Consider the direction of current flow during an ESD event. If the discharge is from a negatively charged object, the lower diodes conduct, clamping the signal to one Vf drop below ground. If its from a positively charged object the top diodes conduct, clamping it to one Vf drop above Vdd. It can *NEVER* act to pull down the Vdd pin.
However it can cause the ESD protector's Vdd pin to rise till its Zener breaks down and passes enough current to handle the discharge. A sizeable low ESR and low ESL capacitance at the Vdd pin, e.g a pair of 1nF ceramics right next to the pin, and 100nF ceramic next to them to spread out the ESD discharge impulse thus reducing the peak Zener clamping voltage would be desirable. You'll have to determine if the rest of the system can tolerate Vdd surging to the Zener's clamping voltage, or whether you'll need to provide a dedicated clamping rail that can actually sink the surge current without rising excessively. If you can tolerate the signals rising to the Zener's clamping voltage (e.g. by resistors between the ESD protector and the I/O pins to limit the current in the I/O pins internal clamping diodes), it mayt be as simple as a resistor between the (decoupled) ESD protector Vdd pin and the main Vdd rail to limit the current at the peak clamping voltage to less than the minimum load on the Vdd rail. Resistors inline in the signals between the cable and the ESD protector can help considerably by limiting the peak surge current.
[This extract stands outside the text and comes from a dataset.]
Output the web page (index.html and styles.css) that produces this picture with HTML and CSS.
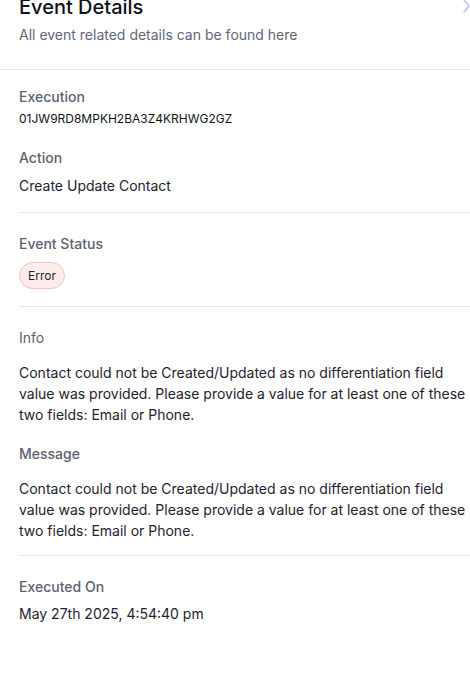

Running single-ended unbuffered logic level signals and logic Vcc supply over extended cabling is generally a poor idea, however you'll probably get away with it if the connectors aren't user accessible, the cable is screened and you can limit the slew rate to prevent excessive ground bounce. Good practice would be to use RS-422 transmitters and receivers, or RS485 transceivers at both ends, and run fused but unregulated power to the far end and regulate it there to power the remote logic. The differential signalling, and local Vdd regulation virtually eliminate the ground bounce issue, and many transceiver ICs are already well protected against ESD. Depending on the application, you may be able to tolerate half-duplex comms with TX and RX sharing the same pair in the cable, so may not need to increase the number of wires in the cable.